In some places, his piece is imprecise or inaccurate. He claims, for instance, the Australian Conservation Foundation's Consumption Atlas, released in 2007, shows that "smaller household sizes have greater environmental impacts than larger (chiefly suburban) households". Taken literally, this statement implies that an average five-person household has a lower environmental impact than an average 2- or 3-person household. But that's nonsense. What Elliott presumably means, and what the Consumption Atlas shows, is that the per person impacts are lower for individuals living in larger households.

Similarly, his claim that homes don't use energy, only the occupants in them do, is facile. Of course people in homes are the ones using energy, but it would be silly to suggest the design and characteristics of a house have nothing to do with it. People in well-insulated homes generally use less energy in heating than people in poorly-insulated homes.

Such misstatements and misdirections indicate a certain careless attitude towards data, but alas this is not the biggest flaw in Elliott's diatribe.
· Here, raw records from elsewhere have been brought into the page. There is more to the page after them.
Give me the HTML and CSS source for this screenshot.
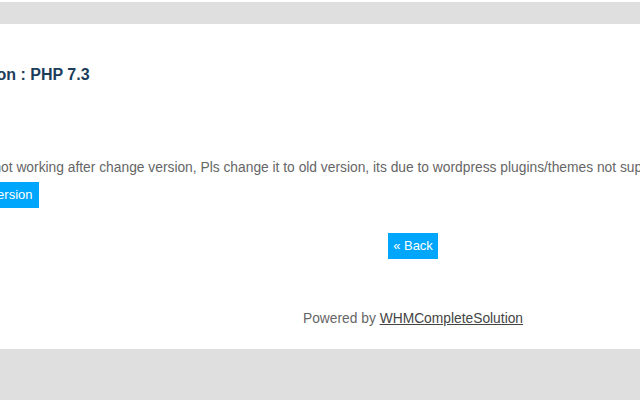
FILE: index.html
```html
<!DOCTYPE html>
<html lang="en">
<head>
<meta charset="utf-8">
<title>PHP Version</title>
<link rel="stylesheet" href="styles.css">
</head>
<body>
<div class="topbar"></div>
<main class="panel">
  <div class="content">
    <h2 class="title">Current PHP Version : PHP 7.3</h2>
    <p class="note">Note: If your website is not working after change version, Pls change it to old version, its due to wordpress plugins/themes not supporting new PHP version.</p>
    <div class="actions">
      <button class="btn btn-change" type="button">Change Version</button>
    </div>
    <div class="back-row">
      <a class="btn btn-back" href="#">&laquo; Back</a>
    </div>
    <p class="powered">Powered by <a class="powered-link" href="#">WHMCompleteSolution</a></p>
  </div>
</main>
<div class="bottombar"></div>
</body>
</html>
```

FILE: styles.css
```css
html, body {
  margin: 0;
  padding: 0;
  overflow: hidden;
}
body {
  background: #ffffff;
  padding-top: 2px;
  font-family: "Liberation Sans", Arial, sans-serif;
}
.topbar {
  height: 22px;
  background: #dfdfdf;
}
.panel {
  height: 325px;
  background: #ffffff;
  overflow: hidden;
}
.content {
  width: 1112px;
  margin-left: -143px;
  padding-top: 42px;
  display: flex;
  flex-direction: column;
}
.title {
  margin: 0 0 0 2px;
  font-size: 16px;
  font-weight: bold;
  color: #1b3d5b;
  line-height: 18px;
}
.note {
  margin: 76px 0 0 -7px;
  font-size: 13.8px;
  color: #666666;
  white-space: nowrap;
  line-height: 16px;
}
.actions {
  margin-top: 6px;
  padding-left: 77px;
  display: flex;
}
.btn {
  display: inline-block;
  background: #00a6fb;
  color: #ffffff;
  border: 0;
  font-family: "Liberation Sans", Arial, sans-serif;
  font-size: 13px;
  line-height: 16px;
  padding: 5px 6px;
  text-decoration: none;
}
.btn-back {
  padding: 5px 5px;
}
.back-row {
  margin-top: 25px;
  display: flex;
  justify-content: center;
}
.powered {
  margin: 52px 0 0;
  text-align: center;
  font-size: 13.8px;
  line-height: 16px;
  color: #666666;
}
.powered-link {
  color: #444444;
  text-decoration: underline;
}
.bottombar {
  height: 60px;
  background: #dfdfdf;
}
```
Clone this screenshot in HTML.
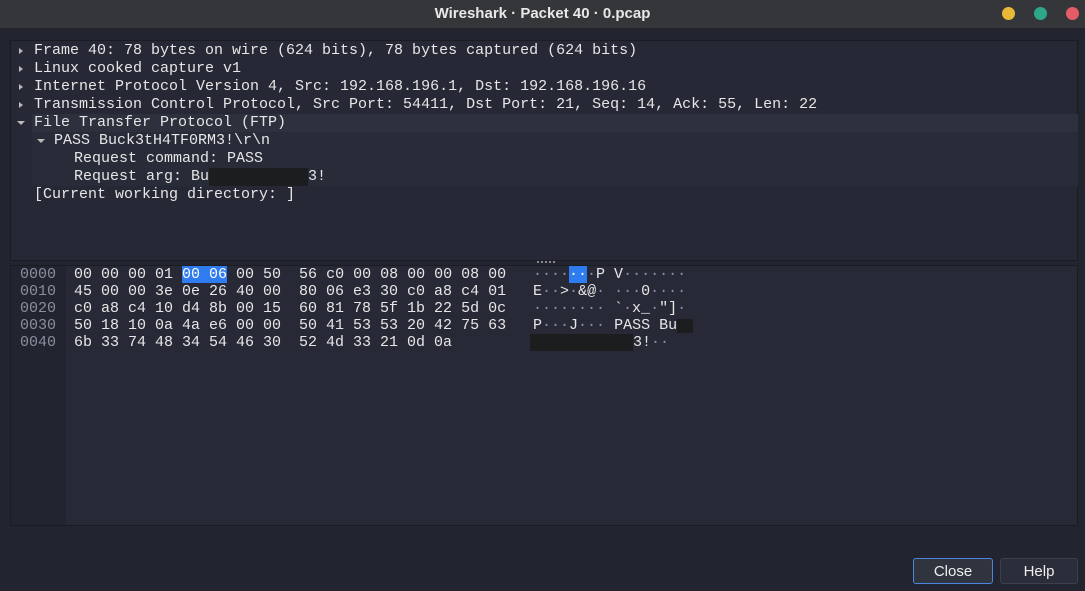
<!DOCTYPE html>
<html><head><style>
*{margin:0;padding:0;box-sizing:border-box}
body{width:1085px;height:591px;background:#22252f;overflow:hidden;position:relative;font-family:"Liberation Sans",sans-serif}
.title{position:absolute;left:0;top:0;width:1085px;height:28px;background:#35363a;color:#e8e8e8;font-weight:bold;font-size:15px;text-align:center;line-height:27px}
.dot{position:absolute;top:7px;width:13px;height:13px;border-radius:50%}
.mono{font-family:"Liberation Mono",monospace;font-size:15px;color:#e6e6e6;white-space:pre}
.p1{position:absolute;left:10px;top:40px;width:1068px;height:221px;background:#262935;border:1px solid #1a1c24}
.p2{position:absolute;left:10px;top:265px;width:1068px;height:261px;background:#272a36;border:1px solid #1a1c24}
.off{position:absolute;left:0;top:0;width:55px;height:100%;background:#22252f}
.row{position:absolute;height:18px;line-height:18px}
.tri{position:absolute;width:0;height:0}
.tr{border-top:3px solid transparent;border-bottom:3px solid transparent;border-left:4px solid #bbb}
.td{border-left:4px solid transparent;border-right:4px solid transparent;border-top:4px solid #bbb}
.hl{background:#2d303d}
.blk{display:inline-block;background:#1b1d1f;vertical-align:top}
.sel{background:#2f7bf0;color:#fff}
.g{color:#8a8fa0}
.btn{position:absolute;top:558px;height:26px;border-radius:3px;background:#2b2e3a;border:1px solid #3c404c;color:#eee;font-size:15px;text-align:center;line-height:25px}
</style></head><body>
<div class="title">Wireshark · Packet 40 · 0.pcap</div>
<div class="dot" style="left:1002px;background:#e8b937"></div>
<div class="dot" style="left:1034px;background:#2ea68a"></div>
<div class="dot" style="left:1066px;background:#e35c66"></div>

<div class="p1">
 <div class="row hl" style="left:21px;top:73px;width:1046px;height:72px;background:#282b38"></div>
 <div class="row hl" style="left:21px;top:73px;width:1046px"></div>
 <div class="tri tr" style="left:8px;top:7px"></div>
 <div class="tri tr" style="left:8px;top:25px"></div>
 <div class="tri tr" style="left:8px;top:43px"></div>
 <div class="tri tr" style="left:8px;top:61px"></div>
 <div class="tri td" style="left:6px;top:80px"></div>
 <div class="tri td" style="left:26px;top:98px"></div>
 <div class="row mono" style="left:23px;top:1px">Frame 40: 78 bytes on wire (624 bits), 78 bytes captured (624 bits)</div>
 <div class="row mono" style="left:23px;top:19px">Linux cooked capture v1</div>
 <div class="row mono" style="left:23px;top:37px">Internet Protocol Version 4, Src: 192.168.196.1, Dst: 192.168.196.16</div>
 <div class="row mono" style="left:23px;top:55px">Transmission Control Protocol, Src Port: 54411, Dst Port: 21, Seq: 14, Ack: 55, Len: 22</div>
 <div class="row mono" style="left:23px;top:73px">File Transfer Protocol (FTP)</div>
 <div class="row mono" style="left:43px;top:91px">PASS Buck3tH4TF0RM3!\r\n</div>
 <div class="row mono" style="left:63px;top:109px">Request command: PASS</div>
 <div class="row mono" style="left:63px;top:127px">Request arg: Bu<span class="blk" style="width:99px;height:18px"></span>3!</div>
 <div class="row mono" style="left:23px;top:145px">[Current working directory: ]</div>
</div>
<div style="position:absolute;left:537px;top:261px;width:18px;border-top:2px dotted #888"></div>
<div class="p2">
 <div class="off"></div>
 <div class="row mono g" style="left:9px;top:0">0000</div>
 <div class="row mono g" style="left:9px;top:17px">0010</div>
 <div class="row mono g" style="left:9px;top:34px">0020</div>
 <div class="row mono g" style="left:9px;top:51px">0030</div>
 <div class="row mono g" style="left:9px;top:68px">0040</div>
 <div class="row mono" style="left:63px;top:0">00 00 00 01 <span class="sel">00 06</span> 00 50  56 c0 00 08 00 00 08 00</div>
 <div class="row mono" style="left:63px;top:17px">45 00 00 3e 0e 26 40 00  80 06 e3 30 c0 a8 c4 01</div>
 <div class="row mono" style="left:63px;top:34px">c0 a8 c4 10 d4 8b 00 15  60 81 78 5f 1b 22 5d 0c</div>
 <div class="row mono" style="left:63px;top:51px">50 18 10 0a 4a e6 00 00  50 41 53 53 20 42 75 63</div>
 <div class="row mono" style="left:63px;top:68px">6b 33 74 48 34 54 46 30  52 4d 33 21 0d 0a</div>
 <div class="row mono" style="left:522px;top:0"><span class="g">····</span><span class="sel">··</span><span class="g">·</span>P V<span class="g">·······</span></div>
 <div class="row mono" style="left:522px;top:17px">E<span class="g">··</span>&gt;<span class="g">·</span>&amp;@<span class="g">·</span> <span class="g">···</span>0<span class="g">····</span></div>
 <div class="row mono" style="left:522px;top:34px"><span class="g">········</span> `<span class="g">·</span>x_<span class="g">·</span>"]<span class="g">·</span></div>
 <div class="row mono" style="left:522px;top:51px">P<span class="g">···</span>J<span class="g">···</span> PASS Bu<span class="blk" style="width:16px;height:14px;margin-top:2px"></span></div>
 <div class="row mono" style="left:519px;top:68px"><span class="blk" style="width:103px;height:17px"></span>3!<span class="g">··</span></div>
</div>
<div class="btn" style="left:913px;width:80px;border-color:#4a86e0;background:#30343f">Close</div>
<div class="btn" style="left:1000px;width:78px">Help</div>
</body></html>
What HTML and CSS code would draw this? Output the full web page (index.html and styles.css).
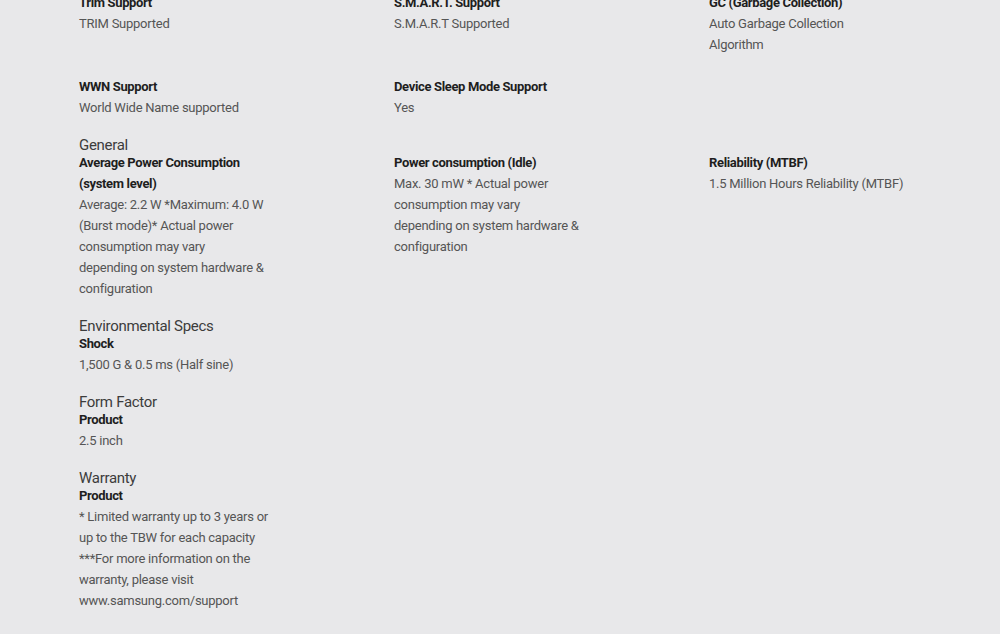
FILE: index.html
```html
<!DOCTYPE html>
<html lang="en">
<head>
  <meta charset="UTF-8">
  <meta name="viewport" content="width=device-width, initial-scale=1.0">
  <title>Specs</title>
  <link rel="stylesheet" href="styles.css">
</head>
<body>
  <div class="specs">
    <div class="spec-section first">
      <dl class="spec-grid">
        <div class="spec-item">
          <dt>Trim Support</dt>
          <dd>TRIM Supported</dd>
        </div>
        <div class="spec-item">
          <dt>S.M.A.R.T. Support</dt>
          <dd>S.M.A.R.T Supported</dd>
        </div>
        <div class="spec-item">
          <dt>GC (Garbage Collection)</dt>
          <dd>Auto Garbage Collection<br>Algorithm</dd>
        </div>
        <div class="spec-item">
          <dt>WWN Support</dt>
          <dd>World Wide Name supported</dd>
        </div>
        <div class="spec-item">
          <dt>Device Sleep Mode Support</dt>
          <dd>Yes</dd>
        </div>
      </dl>
    </div>

    <div class="spec-section">
      <h3 class="spec-title">General</h3>
      <dl class="spec-grid">
        <div class="spec-item">
          <dt>Average Power Consumption (system level)</dt>
          <dd>Average: 2.2 W *Maximum: 4.0 W (Burst mode)* Actual power consumption may vary<br>depending on system hardware &amp; configuration</dd>
        </div>
        <div class="spec-item">
          <dt>Power consumption (Idle)</dt>
          <dd>Max. 30 mW * Actual power consumption may vary<br>depending on system hardware &amp; configuration</dd>
        </div>
        <div class="spec-item">
          <dt>Reliability (MTBF)</dt>
          <dd>1.5 Million Hours Reliability (MTBF)</dd>
        </div>
      </dl>
    </div>

    <div class="spec-section">
      <h3 class="spec-title">Environmental Specs</h3>
      <dl class="spec-grid">
        <div class="spec-item">
          <dt>Shock</dt>
          <dd>1,500 G &amp; 0.5 ms (Half sine)</dd>
        </div>
      </dl>
    </div>

    <div class="spec-section">
      <h3 class="spec-title">Form Factor</h3>
      <dl class="spec-grid">
        <div class="spec-item">
          <dt>Product</dt>
          <dd>2.5 inch</dd>
        </div>
      </dl>
    </div>

    <div class="spec-section">
      <h3 class="spec-title">Warranty</h3>
      <dl class="spec-grid">
        <div class="spec-item">
          <dt>Product</dt>
          <dd>* Limited warranty up to 3 years or up to the TBW for each capacity<br>***For more information on the warranty, please visit www.samsung.com/support</dd>
        </div>
      </dl>
    </div>
  </div>
</body>
</html>
```

FILE: styles.css
```css
body {
  margin: 0;
  background-color: #e8e8ea;
  font-family: Roboto, "Liberation Sans", sans-serif;
  color: #555;
}
.specs {
  margin-top: -8px;
  padding-left: 79px;
}
.spec-section {
  margin-top: 21px;
}
.spec-section.first {
  margin-top: 0;
}
.spec-title {
  margin: 0;
  font-size: 15px;
  line-height: 13px;
  font-weight: 400;
  letter-spacing: -0.3px;
  color: #3c3c3c;
}
.spec-grid {
  margin: 0;
  display: grid;
  grid-template-columns: repeat(3, 315px);
  row-gap: 21px;
}
.spec-item {
  width: 197px;
  font-size: 13px;
  line-height: 21px;
  letter-spacing: -0.25px;
}
.spec-item dt {
  font-weight: 700;
  letter-spacing: -0.35px;
  color: #1e1e1e;
}
.spec-item dd {
  margin: 0;
}
```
There are three fundamental points he gets very, very wrong.

First, I'm not sure who Elliott is referring to when he speaks of the "green jihadists" who are waging a war on the suburbs. He doesn't name any names, nor even provide any quotes from this supposed war. The only specific example of the "jihad" he gives is the creation of green star rating schemes for housing, which must make this the mildest jihad in human history.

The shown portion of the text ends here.